Main Article Content

The myth of ‘Judicial customary law’: Reflections from Anglophone Cameroon


Emmanuel Mikano Kiye

Abstract

This paper unravels the origins of the concept of ‘judicial customary law’, a variant of customary law, acknowledged and recognised in some common law jurisdictions of sub-Saharan Africa. It adopts qualitative research methodology based on doctrinal and content analyses of primary and secondary data. It documents some of the arguments underlying the emergence of judicial customary law as the inadvertent product of state courts in the exercise of the crucial prerogative of judicial establishment of customary law.
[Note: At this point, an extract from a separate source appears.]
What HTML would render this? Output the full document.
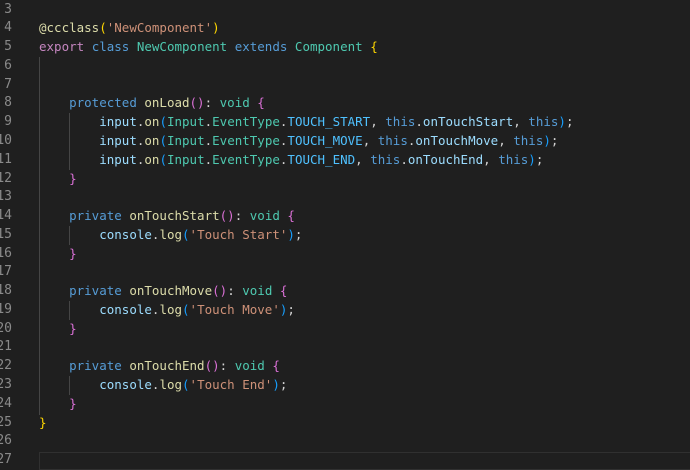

The paper argues that the notion of judicial customary law, as divorced from social practices of the people, represents a controversial affront to our traditional understanding of customary law, which is
associated with the aspirations of the community. Through a critical evaluation of the laws in force, and complemented by the jurisprudence of state courts of Anglophone Cameroon in the administration of the twin processes of judicial establishment, as complemented by the process of adjudging the equitability of customary law, the paper acknowledges the conceptual feasibility of judicial customary law in the territory, as opposed to its practical applicability. The absence of professionalisation in the delivery of customary justice and the essentialist articulation of customary law are factors, among others, that forcefully militate against the realistic existence of this notion in Anglophone Cameroon.


Keywords: Anglophone Cameroon, customary law, judicial customary law, judicial establishment.